>> begin DATA LINES
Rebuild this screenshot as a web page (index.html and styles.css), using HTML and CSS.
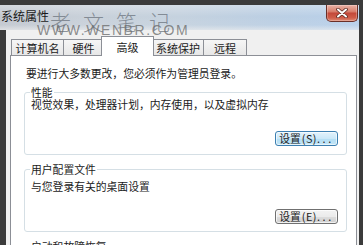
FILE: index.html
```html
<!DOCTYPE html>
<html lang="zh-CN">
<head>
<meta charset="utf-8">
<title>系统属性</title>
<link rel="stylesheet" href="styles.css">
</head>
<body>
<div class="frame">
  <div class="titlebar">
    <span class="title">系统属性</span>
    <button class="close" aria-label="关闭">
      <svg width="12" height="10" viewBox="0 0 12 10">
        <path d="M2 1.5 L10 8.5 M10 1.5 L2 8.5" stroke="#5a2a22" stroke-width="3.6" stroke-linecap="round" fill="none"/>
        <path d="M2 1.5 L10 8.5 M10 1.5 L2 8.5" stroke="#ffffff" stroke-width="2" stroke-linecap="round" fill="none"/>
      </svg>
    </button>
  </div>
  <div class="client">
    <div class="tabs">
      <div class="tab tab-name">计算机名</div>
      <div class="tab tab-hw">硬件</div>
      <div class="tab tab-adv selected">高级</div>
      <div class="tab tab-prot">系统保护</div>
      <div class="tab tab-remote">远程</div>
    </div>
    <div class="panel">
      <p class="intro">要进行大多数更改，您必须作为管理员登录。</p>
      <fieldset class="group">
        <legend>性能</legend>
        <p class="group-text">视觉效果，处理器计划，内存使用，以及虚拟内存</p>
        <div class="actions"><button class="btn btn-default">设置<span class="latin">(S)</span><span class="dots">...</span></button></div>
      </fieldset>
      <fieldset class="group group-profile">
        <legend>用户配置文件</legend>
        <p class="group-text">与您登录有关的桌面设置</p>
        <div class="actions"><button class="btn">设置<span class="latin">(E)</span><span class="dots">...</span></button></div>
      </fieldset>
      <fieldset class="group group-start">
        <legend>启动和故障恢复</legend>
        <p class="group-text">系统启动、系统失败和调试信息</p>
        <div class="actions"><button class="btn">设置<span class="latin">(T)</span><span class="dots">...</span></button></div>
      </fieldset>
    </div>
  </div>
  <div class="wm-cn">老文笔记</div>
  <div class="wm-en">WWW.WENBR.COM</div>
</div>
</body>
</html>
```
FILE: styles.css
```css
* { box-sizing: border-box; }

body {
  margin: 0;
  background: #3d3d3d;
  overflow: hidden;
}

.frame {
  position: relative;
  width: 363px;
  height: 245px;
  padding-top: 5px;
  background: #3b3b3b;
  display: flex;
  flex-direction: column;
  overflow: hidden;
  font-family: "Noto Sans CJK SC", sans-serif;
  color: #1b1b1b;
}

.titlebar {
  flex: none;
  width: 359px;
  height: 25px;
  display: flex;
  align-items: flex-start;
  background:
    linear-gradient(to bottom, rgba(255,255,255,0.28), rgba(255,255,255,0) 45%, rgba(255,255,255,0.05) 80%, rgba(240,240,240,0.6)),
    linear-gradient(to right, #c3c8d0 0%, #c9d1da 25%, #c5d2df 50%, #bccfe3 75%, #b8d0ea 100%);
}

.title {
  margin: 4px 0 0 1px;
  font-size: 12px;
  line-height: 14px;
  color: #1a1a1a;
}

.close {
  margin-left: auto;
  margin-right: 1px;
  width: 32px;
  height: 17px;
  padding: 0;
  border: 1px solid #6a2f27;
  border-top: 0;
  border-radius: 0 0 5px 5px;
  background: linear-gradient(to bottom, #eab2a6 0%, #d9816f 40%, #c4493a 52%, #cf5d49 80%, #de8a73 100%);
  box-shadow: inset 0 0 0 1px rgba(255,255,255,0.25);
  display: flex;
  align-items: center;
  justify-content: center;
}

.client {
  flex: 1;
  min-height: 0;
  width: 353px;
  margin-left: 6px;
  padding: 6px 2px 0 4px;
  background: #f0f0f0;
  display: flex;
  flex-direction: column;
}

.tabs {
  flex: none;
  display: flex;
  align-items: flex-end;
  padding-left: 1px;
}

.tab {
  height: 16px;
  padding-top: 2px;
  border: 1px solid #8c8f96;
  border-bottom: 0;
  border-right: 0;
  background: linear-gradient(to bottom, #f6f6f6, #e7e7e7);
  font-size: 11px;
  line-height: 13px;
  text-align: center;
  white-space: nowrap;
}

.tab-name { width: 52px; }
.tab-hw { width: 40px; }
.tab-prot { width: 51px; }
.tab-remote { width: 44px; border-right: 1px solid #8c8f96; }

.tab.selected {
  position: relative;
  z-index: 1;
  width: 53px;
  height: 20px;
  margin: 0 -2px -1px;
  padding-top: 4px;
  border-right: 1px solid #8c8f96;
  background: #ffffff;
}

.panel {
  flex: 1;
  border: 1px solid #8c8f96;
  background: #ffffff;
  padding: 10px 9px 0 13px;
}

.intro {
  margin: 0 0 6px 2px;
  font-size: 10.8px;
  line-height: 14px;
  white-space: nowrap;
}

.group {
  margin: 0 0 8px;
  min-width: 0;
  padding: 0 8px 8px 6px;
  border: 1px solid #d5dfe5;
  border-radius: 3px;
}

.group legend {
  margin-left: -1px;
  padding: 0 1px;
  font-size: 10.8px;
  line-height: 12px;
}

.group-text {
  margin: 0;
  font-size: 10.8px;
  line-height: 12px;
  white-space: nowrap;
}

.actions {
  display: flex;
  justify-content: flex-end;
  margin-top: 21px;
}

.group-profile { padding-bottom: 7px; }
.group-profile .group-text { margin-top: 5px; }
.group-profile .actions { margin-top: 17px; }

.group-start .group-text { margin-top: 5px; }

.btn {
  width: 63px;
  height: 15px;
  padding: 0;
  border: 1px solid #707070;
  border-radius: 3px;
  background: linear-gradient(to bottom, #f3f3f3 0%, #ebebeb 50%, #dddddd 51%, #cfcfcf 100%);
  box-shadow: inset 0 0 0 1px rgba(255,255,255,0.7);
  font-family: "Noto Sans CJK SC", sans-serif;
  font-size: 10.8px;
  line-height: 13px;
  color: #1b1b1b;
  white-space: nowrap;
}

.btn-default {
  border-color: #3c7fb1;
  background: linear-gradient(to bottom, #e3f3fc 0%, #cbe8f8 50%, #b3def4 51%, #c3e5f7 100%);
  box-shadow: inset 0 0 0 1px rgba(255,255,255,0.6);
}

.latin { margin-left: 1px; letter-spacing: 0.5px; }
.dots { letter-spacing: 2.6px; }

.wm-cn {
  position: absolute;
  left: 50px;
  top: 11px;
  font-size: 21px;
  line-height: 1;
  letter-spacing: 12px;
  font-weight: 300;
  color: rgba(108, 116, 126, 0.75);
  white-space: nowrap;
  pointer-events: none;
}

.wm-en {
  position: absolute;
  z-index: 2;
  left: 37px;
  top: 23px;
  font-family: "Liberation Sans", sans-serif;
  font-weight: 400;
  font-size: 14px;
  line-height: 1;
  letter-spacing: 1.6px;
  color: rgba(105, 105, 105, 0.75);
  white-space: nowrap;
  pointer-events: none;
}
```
>> end DATA LINES
TASK GOAL:
Without including any picture, repeat the data exactly.

EXERCISE ANSWER:
Rebuild this screenshot as a web page (index.html and styles.css), using HTML and CSS.
FILE: index.html
```html
<!DOCTYPE html>
<html lang="zh-CN">
<head>
<meta charset="utf-8">
<title>系统属性</title>
<link rel="stylesheet" href="styles.css">
</head>
<body>
<div class="frame">
  <div class="titlebar">
    <span class="title">系统属性</span>
    <button class="close" aria-label="关闭">
      <svg width="12" height="10" viewBox="0 0 12 10">
        <path d="M2 1.5 L10 8.5 M10 1.5 L2 8.5" stroke="#5a2a22" stroke-width="3.6" stroke-linecap="round" fill="none"/>
        <path d="M2 1.5 L10 8.5 M10 1.5 L2 8.5" stroke="#ffffff" stroke-width="2" stroke-linecap="round" fill="none"/>
      </svg>
    </button>
  </div>
  <div class="client">
    <div class="tabs">
      <div class="tab tab-name">计算机名</div>
      <div class="tab tab-hw">硬件</div>
      <div class="tab tab-adv selected">高级</div>
      <div class="tab tab-prot">系统保护</div>
      <div class="tab tab-remote">远程</div>
    </div>
    <div class="panel">
      <p class="intro">要进行大多数更改，您必须作为管理员登录。</p>
      <fieldset class="group">
        <legend>性能</legend>
        <p class="group-text">视觉效果，处理器计划，内存使用，以及虚拟内存</p>
        <div class="actions"><button class="btn btn-default">设置<span class="latin">(S)</span><span class="dots">...</span></button></div>
      </fieldset>
      <fieldset class="group group-profile">
        <legend>用户配置文件</legend>
        <p class="group-text">与您登录有关的桌面设置</p>
        <div class="actions"><button class="btn">设置<span class="latin">(E)</span><span class="dots">...</span></button></div>
      </fieldset>
      <fieldset class="group group-start">
        <legend>启动和故障恢复</legend>
        <p class="group-text">系统启动、系统失败和调试信息</p>
        <div class="actions"><button class="btn">设置<span class="latin">(T)</span><span class="dots">...</span></button></div>
      </fieldset>
    </div>
  </div>
  <div class="wm-cn">老文笔记</div>
  <div class="wm-en">WWW.WENBR.COM</div>
</div>
</body>
</html>
```
FILE: styles.css
```css
* { box-sizing: border-box; }

body {
  margin: 0;
  background: #3d3d3d;
  overflow: hidden;
}

.frame {
  position: relative;
  width: 363px;
  height: 245px;
  padding-top: 5px;
  background: #3b3b3b;
  display: flex;
  flex-direction: column;
  overflow: hidden;
  font-family: "Noto Sans CJK SC", sans-serif;
  color: #1b1b1b;
}

.titlebar {
  flex: none;
  width: 359px;
  height: 25px;
  display: flex;
  align-items: flex-start;
  background:
    linear-gradient(to bottom, rgba(255,255,255,0.28), rgba(255,255,255,0) 45%, rgba(255,255,255,0.05) 80%, rgba(240,240,240,0.6)),
    linear-gradient(to right, #c3c8d0 0%, #c9d1da 25%, #c5d2df 50%, #bccfe3 75%, #b8d0ea 100%);
}

.title {
  margin: 4px 0 0 1px;
  font-size: 12px;
  line-height: 14px;
  color: #1a1a1a;
}

.close {
  margin-left: auto;
  margin-right: 1px;
  width: 32px;
  height: 17px;
  padding: 0;
  border: 1px solid #6a2f27;
  border-top: 0;
  border-radius: 0 0 5px 5px;
  background: linear-gradient(to bottom, #eab2a6 0%, #d9816f 40%, #c4493a 52%, #cf5d49 80%, #de8a73 100%);
  box-shadow: inset 0 0 0 1px rgba(255,255,255,0.25);
  display: flex;
  align-items: center;
  justify-content: center;
}

.client {
  flex: 1;
  min-height: 0;
  width: 353px;
  margin-left: 6px;
  padding: 6px 2px 0 4px;
  background: #f0f0f0;
  display: flex;
  flex-direction: column;
}

.tabs {
  flex: none;
  display: flex;
  align-items: flex-end;
  padding-left: 1px;
}

.tab {
  height: 16px;
  padding-top: 2px;
  border: 1px solid #8c8f96;
  border-bottom: 0;
  border-right: 0;
  background: linear-gradient(to bottom, #f6f6f6, #e7e7e7);
  font-size: 11px;
  line-height: 13px;
  text-align: center;
  white-space: nowrap;
}

.tab-name { width: 52px; }
.tab-hw { width: 40px; }
.tab-prot { width: 51px; }
.tab-remote { width: 44px; border-right: 1px solid #8c8f96; }

.tab.selected {
  position: relative;
  z-index: 1;
  width: 53px;
  height: 20px;
  margin: 0 -2px -1px;
  padding-top: 4px;
  border-right: 1px solid #8c8f96;
  background: #ffffff;
}

.panel {
  flex: 1;
  border: 1px solid #8c8f96;
  background: #ffffff;
  padding: 10px 9px 0 13px;
}

.intro {
  margin: 0 0 6px 2px;
  font-size: 10.8px;
  line-height: 14px;
  white-space: nowrap;
}

.group {
  margin: 0 0 8px;
  min-width: 0;
  padding: 0 8px 8px 6px;
  border: 1px solid #d5dfe5;
  border-radius: 3px;
}

.group legend {
  margin-left: -1px;
  padding: 0 1px;
  font-size: 10.8px;
  line-height: 12px;
}

.group-text {
  margin: 0;
  font-size: 10.8px;
  line-height: 12px;
  white-space: nowrap;
}

.actions {
  display: flex;
  justify-content: flex-end;
  margin-top: 21px;
}

.group-profile { padding-bottom: 7px; }
.group-profile .group-text { margin-top: 5px; }
.group-profile .actions { margin-top: 17px; }

.group-start .group-text { margin-top: 5px; }

.btn {
  width: 63px;
  height: 15px;
  padding: 0;
  border: 1px solid #707070;
  border-radius: 3px;
  background: linear-gradient(to bottom, #f3f3f3 0%, #ebebeb 50%, #dddddd 51%, #cfcfcf 100%);
  box-shadow: inset 0 0 0 1px rgba(255,255,255,0.7);
  font-family: "Noto Sans CJK SC", sans-serif;
  font-size: 10.8px;
  line-height: 13px;
  color: #1b1b1b;
  white-space: nowrap;
}

.btn-default {
  border-color: #3c7fb1;
  background: linear-gradient(to bottom, #e3f3fc 0%, #cbe8f8 50%, #b3def4 51%, #c3e5f7 100%);
  box-shadow: inset 0 0 0 1px rgba(255,255,255,0.6);
}

.latin { margin-left: 1px; letter-spacing: 0.5px; }
.dots { letter-spacing: 2.6px; }

.wm-cn {
  position: absolute;
  left: 50px;
  top: 11px;
  font-size: 21px;
  line-height: 1;
  letter-spacing: 12px;
  font-weight: 300;
  color: rgba(108, 116, 126, 0.75);
  white-space: nowrap;
  pointer-events: none;
}

.wm-en {
  position: absolute;
  z-index: 2;
  left: 37px;
  top: 23px;
  font-family: "Liberation Sans", sans-serif;
  font-weight: 400;
  font-size: 14px;
  line-height: 1;
  letter-spacing: 1.6px;
  color: rgba(105, 105, 105, 0.75);
  white-space: nowrap;
  pointer-events: none;
}
```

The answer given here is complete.